Gated Attention

Original paper · Qiu et al 2025

Qwen3-Next is, according to the team themselves, a representation of the next-generation architecture, built as a hybrid attention model that alternates between global attention layers (in the form of Gated Attention) and linear attention layers (Gated DeltaNet). DeltaNet has been on my reading list for some time now, but linear attention is a whole field in its own right at this point so I've sort of put it off until I have time for a justified deeper dive. We'll get there. Hybrid architectures are slowly gaining popularity in the open space and I don't see this trend slowing down, it seems like a necessity towards longer contexts; the time of full attention timemixing is coming to an end.

Anyway, I'm still putting off DeltaNet for now, instead I want to look at the gating mechanism that appears central to the Qwen3-Next design, applied to both of its attention modules. The team recently published an in-depth analysis motivating this choice, titled "Gated Attention for Large Language Models: Non-linearity, Sparsity, and Attention-Sink-Free", which systematically explores different gating configurations within the standard attention block. Let's walk through their findings to understand what convinced them this component was next-generation worthy.

The paper's investigation focuses on applying various gating setups to a standard multi-head attention module. The gating mechanism is formalized as:

Y' = g(Y, X, W_\theta, \sigma) = Y \odot \sigma(XW_\theta)

where $Y$ is the input tensor to be modulated, $X$ is a separate input used to compute the gating scores (in this case, the pre-normalization hidden state), $W_\theta$ represents the learnable parameters of the gate, and $\sigma$ is an activation function, typically a sigmoid.

The authors exhaustively test gates at five distinct positions within the attention block: after the query, key, and value projections ( $G_4$ , $G_3$ , $G_2$ ), after the Scaled Dot-Product Attention (SDPA) output ( $G_1$ ), and after the final dense output layer ( $G_5$ ). The experiments also cover different granularities (head-specific vs. head-shared) and application methods (a single scalar score per head vs. elementwise scores).

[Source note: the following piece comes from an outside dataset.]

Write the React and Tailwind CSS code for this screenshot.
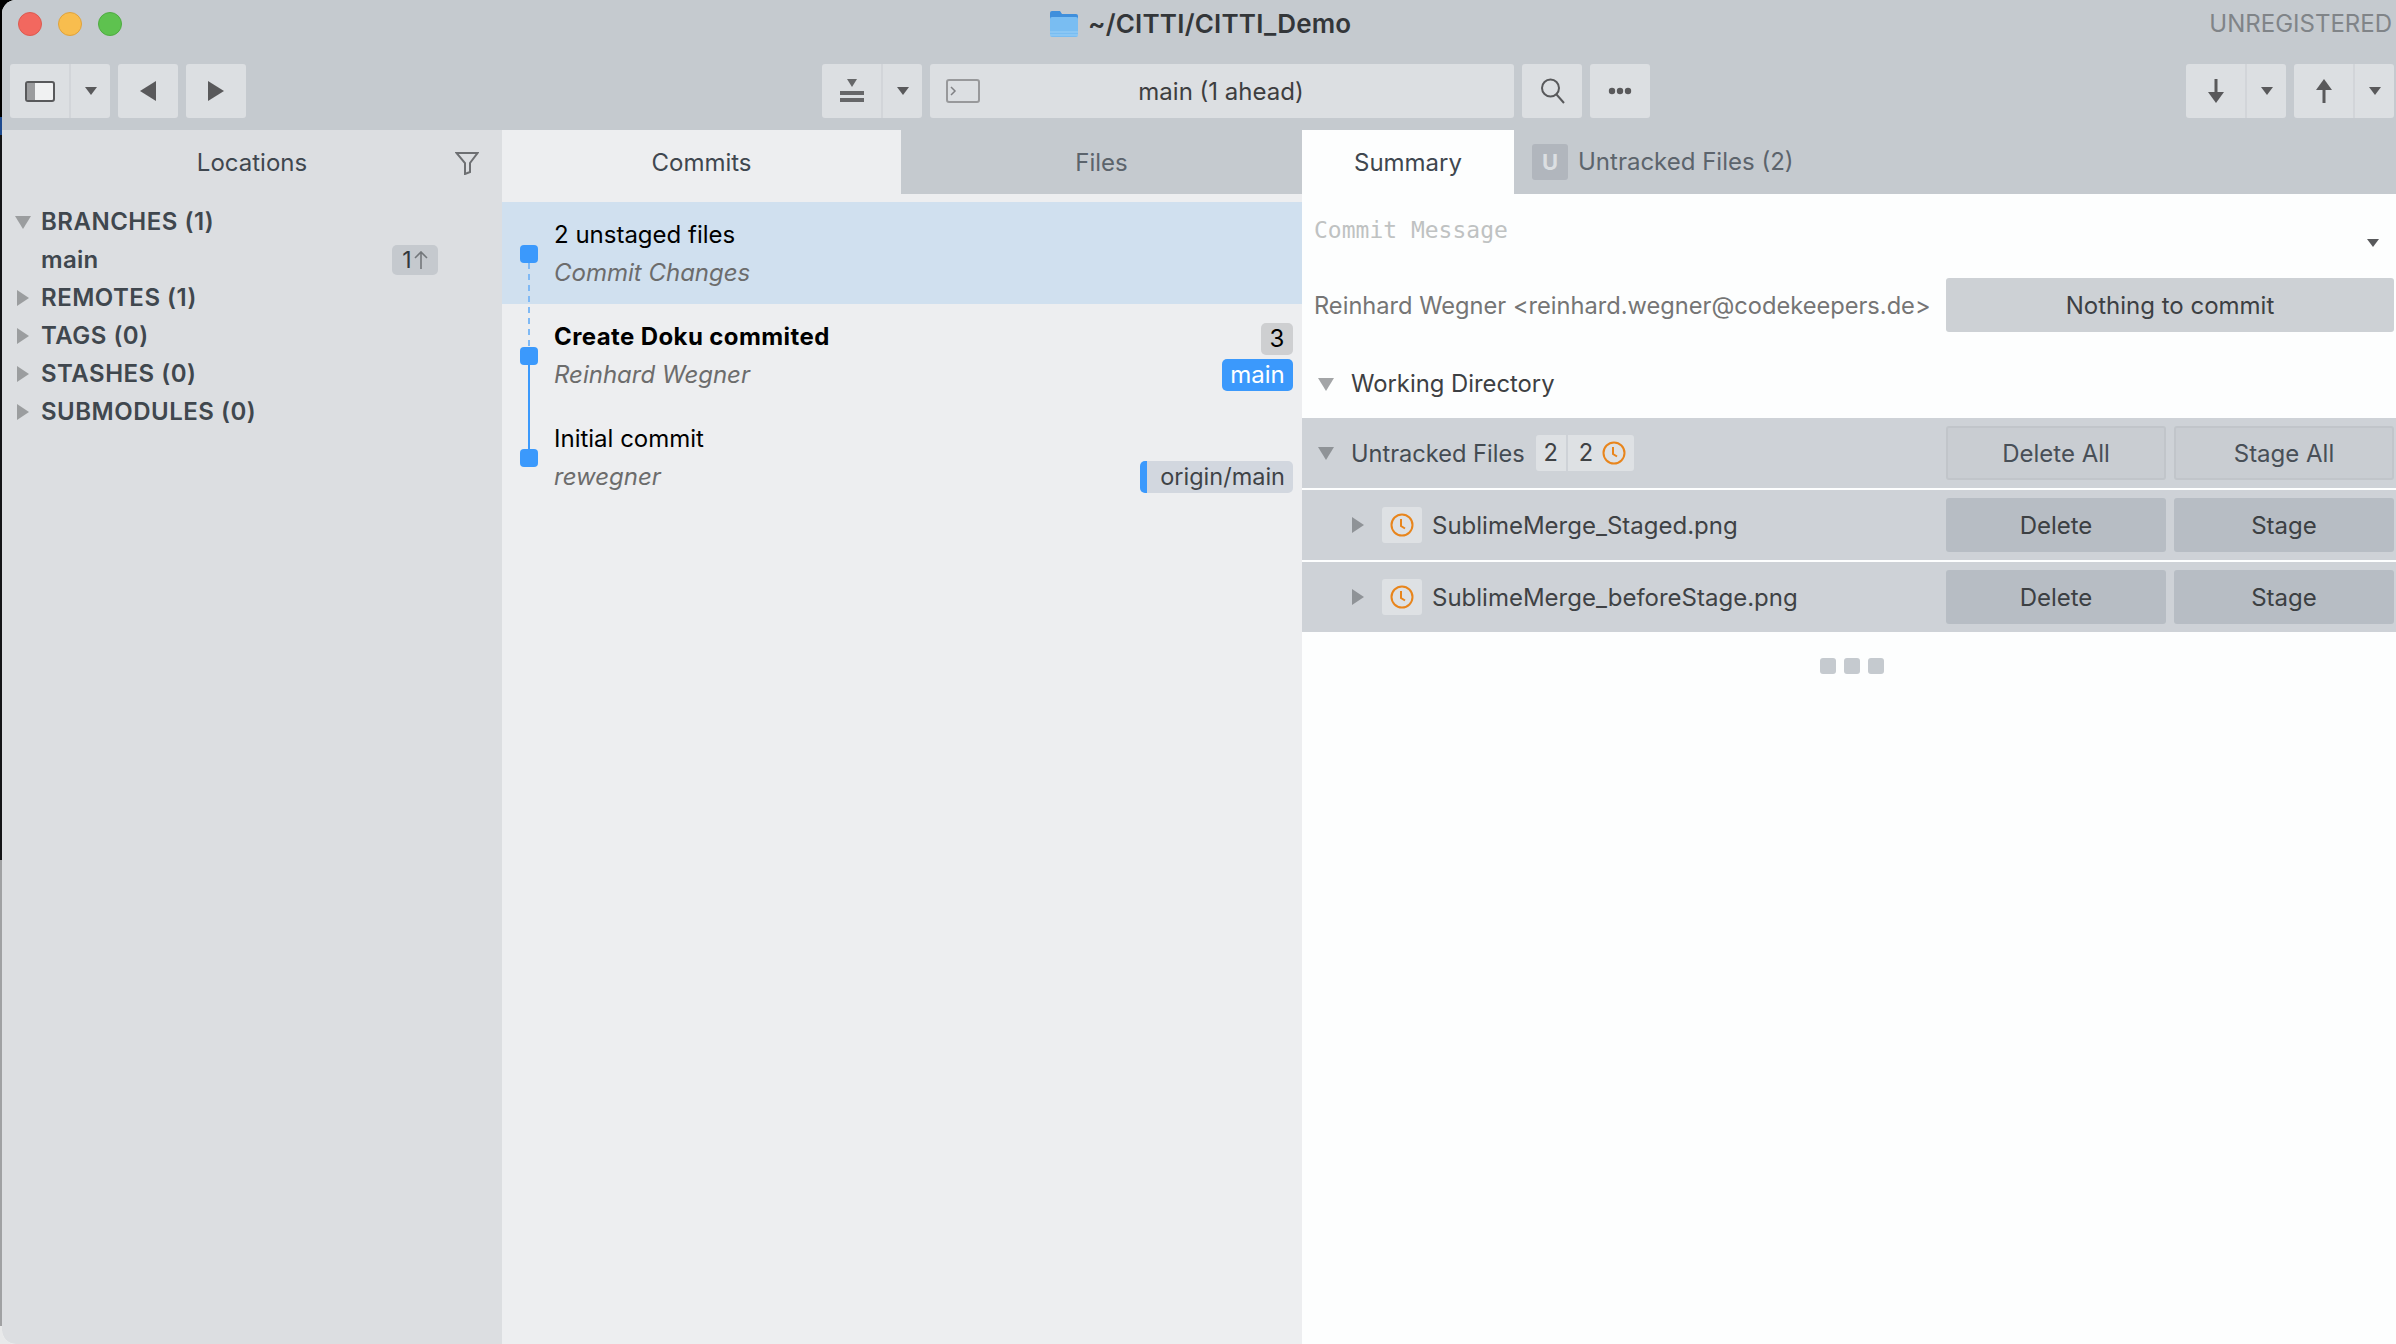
const ui = { fontFamily: "Inter, sans-serif" };

const Tri = ({ dir = "right", className = "" }) => (
  <svg width="16" height="16" viewBox="0 0 16 16" className={`shrink-0 ${className}`}>
    {dir === "down" ? <path d="M0 2h16L8 15z" fill="currentColor" /> : <path d="M2 0l12 8-12 8z" fill="currentColor" />}
  </svg>
);

const Caret = () => (
  <svg width="12" height="10" viewBox="0 0 12 10"><path d="M0 1h12L6 9z" fill="#59595b" /></svg>
);

const Clock = () => (
  <svg width="24" height="24" viewBox="0 0 24 24" fill="none" stroke="#e8851c" strokeWidth="2">
    <circle cx="12" cy="12" r="10.5" />
    <path d="M11 6v7l4 2.5" />
  </svg>
);

const ToolBtn = ({ className = "", children }) => (
  <div className={`h-[54px] bg-[#dcdfe2] rounded-[3px] flex items-center justify-center ${className}`}>{children}</div>
);

const SplitBtn = ({ width, left, children }) => (
  <div className={`h-[54px] bg-[#dcdfe2] rounded-[3px] flex ${width}`}>
    <div className={`flex items-center justify-center border-r-2 border-[#d2d5d9] ${left}`}>{children}</div>
    <div className="flex-1 flex items-center justify-center"><Caret /></div>
  </div>
);

const SideRow = ({ label, open }) => (
  <div className="h-[38px] flex items-center pl-[13px] text-[24px] font-semibold tracking-[0.5px] text-[#40474e]">
    <Tri dir={open ? "down" : "right"} className="text-[#9b9d9f]" />
    <span className="ml-[10px]">{label}</span>
  </div>
);

const CommitRow = ({ title, author, bold, selected, children }) => (
  <div className={`h-[102px] pl-[52px] pr-[9px] flex justify-between ${selected ? "bg-[#d0e0ef]" : ""}`}>
    <div className="pt-[17px]">
      <div className={`h-[32px] leading-[32px] text-[24px] text-black ${bold ? "font-bold tracking-[0.4px]" : ""}`}>{title}</div>
      <div className="mt-[6px] h-[32px] leading-[32px] text-[24px] italic text-[#6c6c6c]">{author}</div>
    </div>
    <div className="flex flex-col items-end justify-end gap-1 pb-[15px]">{children}</div>
  </div>
);

const ActionBtn = ({ outline, children }) => (
  <div className={`w-[220px] h-[54px] pt-[2px] rounded-[3px] flex items-center justify-center text-[24px] ${outline ? "border-2 border-[#c1c5ca] bg-[#c9cdd2] text-[#484f57]" : "bg-[#b7bdc4] text-[#3c4043]"}`}>
    {children}
  </div>
);

const FileRow = ({ name }) => (
  <div className="h-[70px] bg-[#ced2d7] flex items-center pl-[48px] pr-[2px]">
    <Tri className="text-[#8f9397]" />
    <div className="ml-[16px] w-[40px] h-[36px] bg-[#dee1e4] rounded-[3px] flex items-center justify-center"><Clock /></div>
    <span className="ml-[10px] pt-[2px] text-[24px] text-[#3f4245]">{name}</span>
    <div className="ml-auto flex gap-2">
      <ActionBtn>Delete</ActionBtn>
      <ActionBtn>Stage</ActionBtn>
    </div>
  </div>
);

export default function App() {
  return (
    <div
      className="w-[2396px] h-[1344px] bg-[linear-gradient(to_bottom,#000_117px,#1d4a8f_117px,#1d4a8f_135px,#141416_135px,#141416_860px,#a0a1a3_860px,#a0a1a3_1326px,#e8e9ea_1326px)] pl-[2px] overflow-hidden"
      style={ui}
    >
      <div className="h-full bg-[#fdfefe] rounded-tl-[14px] rounded-bl-[14px] overflow-hidden flex flex-col">
        {/* title bar */}
        <div className="h-[130px] shrink-0 bg-[#c5cacf]">
          <div className="h-[48px] flex items-center relative">
            <div className="flex gap-4 pl-[16px]">
              <span className="w-6 h-6 rounded-full bg-[#f2685f] border border-[#dc5a50]" />
              <span className="w-6 h-6 rounded-full bg-[#f8bd4e] border border-[#dfa23c]" />
              <span className="w-6 h-6 rounded-full bg-[#5ec24f] border border-[#4fab42]" />
            </div>
            <div className="ml-[927px] flex items-center gap-[9px]">
              <svg width="30" height="28" viewBox="0 0 30 28">
                <path d="M1 3a2 2 0 012-2h8l2 3h14a2 2 0 012 2v4H1z" fill="#3f8fdc" />
                <rect x="1" y="7" width="28" height="20" rx="2" fill="#79bdf2" />
                <path d="M1 22h28M1 25h28" stroke="#9dd0f6" />
              </svg>
              <span className="pb-[2px] text-[26px] font-semibold text-[#333639] tracking-[0.2px]">~/CITTI/CITTI_Demo</span>
            </div>
            <span className="ml-auto pr-[4px] text-[24px] text-[#808488]">UNREGISTERED</span>
          </div>
          <div className="h-[54px] mt-[16px] flex items-center pl-[8px] pr-[2px]">
            <SplitBtn width="w-[100px]" left="w-[61px]">
              <svg width="32" height="24" viewBox="0 0 32 24">
                <rect x="2" y="3" width="28" height="19" rx="2" fill="#f0f1f2" stroke="#58595b" strokeWidth="2" />
                <rect x="3" y="4" width="8" height="17" fill="#9b9c9e" />
              </svg>
            </SplitBtn>
            <ToolBtn className="w-[60px] ml-[8px]">
              <svg width="16" height="20" viewBox="0 0 16 20"><path d="M16 0v20L0 10z" fill="#59595b" /></svg>
            </ToolBtn>
            <ToolBtn className="w-[60px] ml-[8px]">
              <svg width="16" height="20" viewBox="0 0 16 20"><path d="M0 0v20l16-10z" fill="#59595b" /></svg>
            </ToolBtn>
            <div className="ml-[576px]">
              <SplitBtn width="w-[100px]" left="w-[61px]">
                <svg width="24" height="24" viewBox="0 0 24 24" fill="#666769">
                  <path d="M7 0h10l-5 8z" />
                  <rect x="0" y="12" width="24" height="4" />
                  <rect x="0" y="19" width="24" height="4" />
                </svg>
              </SplitBtn>
            </div>
            <ToolBtn className="w-[584px] ml-[8px] relative pt-[2px]">
              <svg width="34" height="24" viewBox="0 0 34 24" fill="none" className="absolute left-[16px] top-[15px]">
                <rect x="1" y="1" width="32" height="22" rx="2" stroke="#98999b" strokeWidth="2" />
                <path d="M5 8l4 4-4 4" stroke="#808184" strokeWidth="1.5" />
              </svg>
              <span className="text-[24px] text-[#3d3e40] -ml-[2px]">main (1 ahead)</span>
            </ToolBtn>
            <ToolBtn className="w-[60px] ml-[8px] pl-[2px]">
              <svg width="26" height="26" viewBox="0 0 26 26" fill="none" stroke="#58595b" strokeWidth="2">
                <circle cx="10.5" cy="10" r="8.5" />
                <path d="M16.5 16.5L24 25" />
              </svg>
            </ToolBtn>
            <ToolBtn className="w-[60px] ml-[8px]">
              <svg width="24" height="8" viewBox="0 0 24 8" fill="#59595b">
                <circle cx="4" cy="4" r="3.2" /><circle cx="12" cy="4" r="3.2" /><circle cx="20" cy="4" r="3.2" />
              </svg>
            </ToolBtn>
            <div className="ml-auto flex gap-2">
              <SplitBtn width="w-[100px]" left="w-[61px]">
                <svg width="16" height="24" viewBox="0 0 16 24" fill="#59595b"><path d="M6.5 0h3v14h-3z" /><path d="M0 13h16l-8 11z" /></svg>
              </SplitBtn>
              <SplitBtn width="w-[100px]" left="w-[61px]">
                <svg width="16" height="24" viewBox="0 0 16 24" fill="#59595b"><path d="M6.5 10h3v14h-3z" /><path d="M0 11h16L8 0z" /></svg>
              </SplitBtn>
            </div>
          </div>
        </div>

        <div className="flex-1 flex min-h-0">
          {/* sidebar */}
          <div className="w-[500px] shrink-0 bg-[#dcdee1]">
            <div className="h-[64px] pt-[2px] relative flex items-center justify-center text-[24px] text-[#3f474f]">
              Locations
              <svg width="24" height="24" viewBox="0 0 24 24" fill="none" stroke="#6d6f72" strokeWidth="2" className="absolute right-[23px] top-[21px]">
                <path d="M1.5 2h21L15 12v9l-5 2V12z" />
              </svg>
            </div>
            <div className="pt-[9px]">
              <SideRow label="BRANCHES (1)" open />
              <div className="h-[38px] flex items-center pl-[39px] pr-[64px] justify-between">
                <span className="text-[24px] font-semibold tracking-[0.3px] text-[#40474e]">main</span>
                <span className="w-[46px] h-[30px] bg-[#c5c9ce] rounded-[5px] flex items-center justify-center gap-[2px] text-[23px] text-[#33373b]">
                  1
                  <svg width="14" height="18" viewBox="0 0 14 18" fill="none" stroke="#73777b" strokeWidth="1.6"><path d="M7 18V1M1 7l6-6 6 6" /></svg>
                </span>
              </div>
              <SideRow label="REMOTES (1)" />
              <SideRow label="TAGS (0)" />
              <SideRow label="STASHES (0)" />
              <SideRow label="SUBMODULES (0)" />
            </div>
          </div>

          {/* commits */}
          <div className="w-[800px] shrink-0 bg-[#edeef0] flex flex-col">
            <div className="h-[64px] flex shrink-0 text-[24px]">
              <div className="w-[399px] pt-[2px] flex items-center justify-center text-[#3f474f]">Commits</div>
              <div className="flex-1 pt-[2px] flex items-center justify-center bg-[#c5cacf] text-[#5c646c]">Files</div>
            </div>
            <div className="pt-[8px] relative">
              <CommitRow title="2 unstaged files" author="Commit Changes" selected />
              <CommitRow title="Create Doku commited" author="Reinhard Wegner" bold>
                <span className="w-[32px] h-[32px] rounded-[5px] bg-[#cecfd1] flex items-center justify-center text-[24px] text-black">3</span>
                <span className="w-[71px] h-[32px] rounded-[5px] bg-[#3b99fc] flex items-center justify-center text-[24px] text-white">main</span>
              </CommitRow>
              <CommitRow title="Initial commit" author="rewegner">
                <span className="w-[153px] h-[32px] rounded-[5px] bg-[#d2d7df] border-l-[7px] border-[#3b99fc] flex items-center justify-end pr-[8px] text-[23.5px] text-[#3f4347]">origin/main</span>
              </CommitRow>
              <svg width="18" height="240" viewBox="0 0 18 240" className="absolute left-[18px] top-[51px]">
                <path d="M9 18v84" stroke="#7fb9f5" strokeWidth="2" strokeDasharray="6 5" />
                <path d="M9 120v84" stroke="#3b99fc" strokeWidth="2" />
                <rect y="0" width="18" height="18" rx="4" fill="#3b99fc" />
                <rect y="102" width="18" height="18" rx="4" fill="#3b99fc" />
                <rect y="204" width="18" height="18" rx="4" fill="#3b99fc" />
              </svg>
            </div>
          </div>

          {/* summary */}
          <div className="flex-1 min-w-0 bg-[#fdfefe] flex flex-col">
            <div className="h-[64px] shrink-0 flex bg-[#c5cacf] text-[24px]">
              <div className="w-[212px] pt-[2px] bg-[#fdfefe] flex items-center justify-center text-[#3f474f]">Summary</div>
              <div className="flex items-center pl-[18px] gap-[10px] text-[#5c646c]">
                <span className="w-[36px] h-[36px] bg-[#b1b6bd] rounded-[3px] flex items-center justify-center text-[22px] font-bold text-[#dcdfe2]">U</span>
                Untracked Files (2)
              </div>
            </div>
            <div className="h-[84px] shrink-0 flex items-start justify-between pl-[12px] pr-[17px] pt-[20px]">
              <span className="text-[23px] leading-[32px] text-[#bfc2c2]" style={{ fontFamily: '"DejaVu Sans Mono", monospace' }}>Commit Message</span>
              <svg width="12" height="10" viewBox="0 0 12 10" className="mt-[24px]"><path d="M0 1h12L6 9z" fill="#58595b" /></svg>
            </div>
            <div className="h-[54px] shrink-0 flex items-center justify-between pl-[12px] pr-[2px]">
              <span className="pt-[2px] text-[23.65px] text-[#757575]">Reinhard Wegner &lt;reinhard.wegner@codekeepers.de&gt;</span>
              <div className="w-[448px] h-[54px] pt-[2px] rounded-[3px] bg-[#cdd1d5] flex items-center justify-center text-[24px] text-[#3c4043]">Nothing to commit</div>
            </div>
            <div className="h-[86px] shrink-0 flex items-center pl-[16px] pt-[18px] text-[23.8px] text-[#3d4043]">
              <Tri dir="down" className="text-[#a3a5a7]" />
              <span className="ml-[17px]">Working Directory</span>
            </div>
            <div className="flex flex-col gap-[2px]">
              <div className="h-[70px] bg-[#ced2d7] flex items-center pl-[16px] pr-[2px] text-[23.6px] text-[#444b52]">
                <Tri dir="down" className="text-[#8f9397]" />
                <span className="ml-[17px] pt-[1px]">Untracked Files</span>
                <div className="ml-[11px] h-[36px] w-[98px] bg-[#dee1e4] rounded-[3px] flex items-center text-[#3f4245]">
                  <span className="w-[32px] h-full flex items-center justify-center border-r-2 border-[#ced2d7]">2</span>
                  <span className="ml-[11px]">2</span>
                  <span className="ml-[9px] flex"><Clock /></span>
                </div>
                <div className="ml-auto flex gap-2">
                  <ActionBtn outline>Delete All</ActionBtn>
                  <ActionBtn outline>Stage All</ActionBtn>
                </div>
              </div>
              <FileRow name="SublimeMerge_Staged.png" />
              <FileRow name="SublimeMerge_beforeStage.png" />
            </div>
            <div className="pt-[26px] flex justify-center gap-2 pl-[6px]">
              <span className="w-4 h-4 rounded-[3px] bg-[#c5cacf]" />
              <span className="w-4 h-4 rounded-[3px] bg-[#c5cacf]" />
              <span className="w-4 h-4 rounded-[3px] bg-[#c5cacf]" />
            </div>
          </div>
        </div>
      </div>
    </div>
  );
}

The main results are compelling; the improvements aren't astounding but they are consistent and gating proves almost universally beneficial consistently improving perplexity and downstream benchmark scores. The optimal configuration is an elementwise, head-specific, multiplicative sigmoid gate applied directly to the SDPA output ( $G_1$ ). Gating the value projection ( $G_2$ ) is also highly effective, though slightly less so. Crucially, the experiments show that head-specific gating is vital; sharing gates across heads diminishes the performance gains. Another key finding is the significant improvement in training stability—gating allows for larger learning rates and batch sizes while mitigating loss spikes.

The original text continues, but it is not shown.